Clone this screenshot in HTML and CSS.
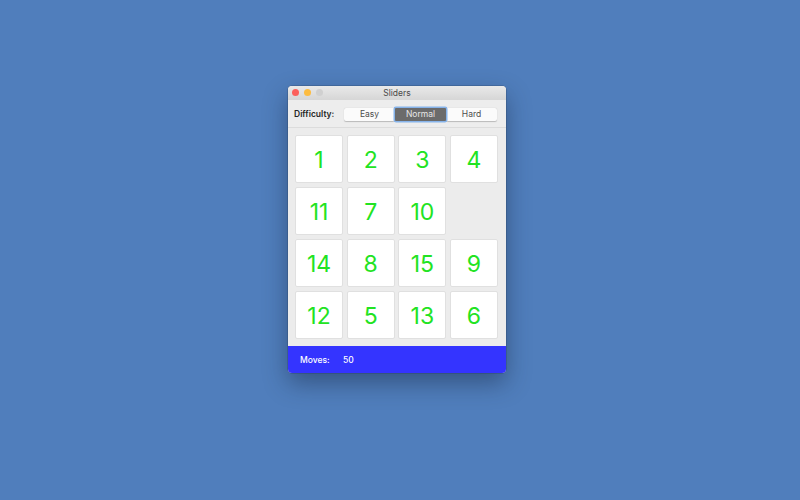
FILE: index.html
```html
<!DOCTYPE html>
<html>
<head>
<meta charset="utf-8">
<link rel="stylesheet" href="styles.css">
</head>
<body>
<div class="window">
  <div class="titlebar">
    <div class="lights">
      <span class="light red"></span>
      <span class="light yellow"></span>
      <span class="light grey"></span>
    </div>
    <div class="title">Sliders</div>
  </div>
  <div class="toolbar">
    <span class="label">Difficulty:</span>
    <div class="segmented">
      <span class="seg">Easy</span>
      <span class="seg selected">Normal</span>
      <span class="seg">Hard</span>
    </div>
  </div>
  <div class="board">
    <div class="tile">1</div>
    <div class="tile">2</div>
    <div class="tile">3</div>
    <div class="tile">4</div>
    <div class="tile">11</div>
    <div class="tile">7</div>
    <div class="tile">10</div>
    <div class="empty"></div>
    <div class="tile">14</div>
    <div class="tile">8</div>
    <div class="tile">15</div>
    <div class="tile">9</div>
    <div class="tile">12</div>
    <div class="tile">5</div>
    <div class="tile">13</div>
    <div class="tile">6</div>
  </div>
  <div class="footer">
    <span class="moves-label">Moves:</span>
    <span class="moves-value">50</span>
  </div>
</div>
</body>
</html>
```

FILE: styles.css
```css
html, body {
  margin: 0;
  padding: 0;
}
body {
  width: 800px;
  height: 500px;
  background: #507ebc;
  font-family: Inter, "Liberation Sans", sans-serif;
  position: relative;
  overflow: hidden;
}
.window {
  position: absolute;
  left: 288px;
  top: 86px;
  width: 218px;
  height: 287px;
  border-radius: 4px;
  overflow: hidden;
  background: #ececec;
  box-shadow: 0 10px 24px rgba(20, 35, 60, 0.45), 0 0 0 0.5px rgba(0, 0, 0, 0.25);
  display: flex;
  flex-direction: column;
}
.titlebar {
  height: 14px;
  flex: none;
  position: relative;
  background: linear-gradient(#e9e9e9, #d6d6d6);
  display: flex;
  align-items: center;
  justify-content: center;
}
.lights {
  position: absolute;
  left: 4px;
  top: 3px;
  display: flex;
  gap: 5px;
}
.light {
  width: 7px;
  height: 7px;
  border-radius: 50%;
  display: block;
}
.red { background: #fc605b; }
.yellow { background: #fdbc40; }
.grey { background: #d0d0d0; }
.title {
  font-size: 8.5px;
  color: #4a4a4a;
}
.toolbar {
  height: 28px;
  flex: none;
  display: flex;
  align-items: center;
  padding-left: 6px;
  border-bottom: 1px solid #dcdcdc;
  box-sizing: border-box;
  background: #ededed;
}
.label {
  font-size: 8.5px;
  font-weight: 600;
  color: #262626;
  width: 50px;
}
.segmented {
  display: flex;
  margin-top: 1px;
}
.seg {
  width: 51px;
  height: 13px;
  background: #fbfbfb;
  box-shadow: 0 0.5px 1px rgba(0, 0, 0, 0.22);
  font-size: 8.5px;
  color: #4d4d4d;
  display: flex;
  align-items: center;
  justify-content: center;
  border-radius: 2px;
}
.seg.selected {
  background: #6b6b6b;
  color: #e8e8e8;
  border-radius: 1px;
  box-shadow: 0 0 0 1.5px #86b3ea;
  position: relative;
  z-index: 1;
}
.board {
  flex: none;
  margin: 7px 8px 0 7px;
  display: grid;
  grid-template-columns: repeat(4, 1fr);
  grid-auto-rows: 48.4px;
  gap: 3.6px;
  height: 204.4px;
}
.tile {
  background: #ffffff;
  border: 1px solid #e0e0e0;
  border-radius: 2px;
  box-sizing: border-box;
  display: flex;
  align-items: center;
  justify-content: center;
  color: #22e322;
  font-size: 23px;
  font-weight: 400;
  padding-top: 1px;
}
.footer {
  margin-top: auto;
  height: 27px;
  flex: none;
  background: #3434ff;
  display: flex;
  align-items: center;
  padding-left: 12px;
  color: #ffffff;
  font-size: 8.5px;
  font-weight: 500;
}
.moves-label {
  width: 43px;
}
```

= What is asked =
Every line above should be returned word for word, with the pictures left behind.

= The result =
Clone this screenshot in HTML and CSS.
FILE: index.html
```html
<!DOCTYPE html>
<html>
<head>
<meta charset="utf-8">
<link rel="stylesheet" href="styles.css">
</head>
<body>
<div class="window">
  <div class="titlebar">
    <div class="lights">
      <span class="light red"></span>
      <span class="light yellow"></span>
      <span class="light grey"></span>
    </div>
    <div class="title">Sliders</div>
  </div>
  <div class="toolbar">
    <span class="label">Difficulty:</span>
    <div class="segmented">
      <span class="seg">Easy</span>
      <span class="seg selected">Normal</span>
      <span class="seg">Hard</span>
    </div>
  </div>
  <div class="board">
    <div class="tile">1</div>
    <div class="tile">2</div>
    <div class="tile">3</div>
    <div class="tile">4</div>
    <div class="tile">11</div>
    <div class="tile">7</div>
    <div class="tile">10</div>
    <div class="empty"></div>
    <div class="tile">14</div>
    <div class="tile">8</div>
    <div class="tile">15</div>
    <div class="tile">9</div>
    <div class="tile">12</div>
    <div class="tile">5</div>
    <div class="tile">13</div>
    <div class="tile">6</div>
  </div>
  <div class="footer">
    <span class="moves-label">Moves:</span>
    <span class="moves-value">50</span>
  </div>
</div>
</body>
</html>
```

FILE: styles.css
```css
html, body {
  margin: 0;
  padding: 0;
}
body {
  width: 800px;
  height: 500px;
  background: #507ebc;
  font-family: Inter, "Liberation Sans", sans-serif;
  position: relative;
  overflow: hidden;
}
.window {
  position: absolute;
  left: 288px;
  top: 86px;
  width: 218px;
  height: 287px;
  border-radius: 4px;
  overflow: hidden;
  background: #ececec;
  box-shadow: 0 10px 24px rgba(20, 35, 60, 0.45), 0 0 0 0.5px rgba(0, 0, 0, 0.25);
  display: flex;
  flex-direction: column;
}
.titlebar {
  height: 14px;
  flex: none;
  position: relative;
  background: linear-gradient(#e9e9e9, #d6d6d6);
  display: flex;
  align-items: center;
  justify-content: center;
}
.lights {
  position: absolute;
  left: 4px;
  top: 3px;
  display: flex;
  gap: 5px;
}
.light {
  width: 7px;
  height: 7px;
  border-radius: 50%;
  display: block;
}
.red { background: #fc605b; }
.yellow { background: #fdbc40; }
.grey { background: #d0d0d0; }
.title {
  font-size: 8.5px;
  color: #4a4a4a;
}
.toolbar {
  height: 28px;
  flex: none;
  display: flex;
  align-items: center;
  padding-left: 6px;
  border-bottom: 1px solid #dcdcdc;
  box-sizing: border-box;
  background: #ededed;
}
.label {
  font-size: 8.5px;
  font-weight: 600;
  color: #262626;
  width: 50px;
}
.segmented {
  display: flex;
  margin-top: 1px;
}
.seg {
  width: 51px;
  height: 13px;
  background: #fbfbfb;
  box-shadow: 0 0.5px 1px rgba(0, 0, 0, 0.22);
  font-size: 8.5px;
  color: #4d4d4d;
  display: flex;
  align-items: center;
  justify-content: center;
  border-radius: 2px;
}
.seg.selected {
  background: #6b6b6b;
  color: #e8e8e8;
  border-radius: 1px;
  box-shadow: 0 0 0 1.5px #86b3ea;
  position: relative;
  z-index: 1;
}
.board {
  flex: none;
  margin: 7px 8px 0 7px;
  display: grid;
  grid-template-columns: repeat(4, 1fr);
  grid-auto-rows: 48.4px;
  gap: 3.6px;
  height: 204.4px;
}
.tile {
  background: #ffffff;
  border: 1px solid #e0e0e0;
  border-radius: 2px;
  box-sizing: border-box;
  display: flex;
  align-items: center;
  justify-content: center;
  color: #22e322;
  font-size: 23px;
  font-weight: 400;
  padding-top: 1px;
}
.footer {
  margin-top: auto;
  height: 27px;
  flex: none;
  background: #3434ff;
  display: flex;
  align-items: center;
  padding-left: 12px;
  color: #ffffff;
  font-size: 8.5px;
  font-weight: 500;
}
.moves-label {
  width: 43px;
}
```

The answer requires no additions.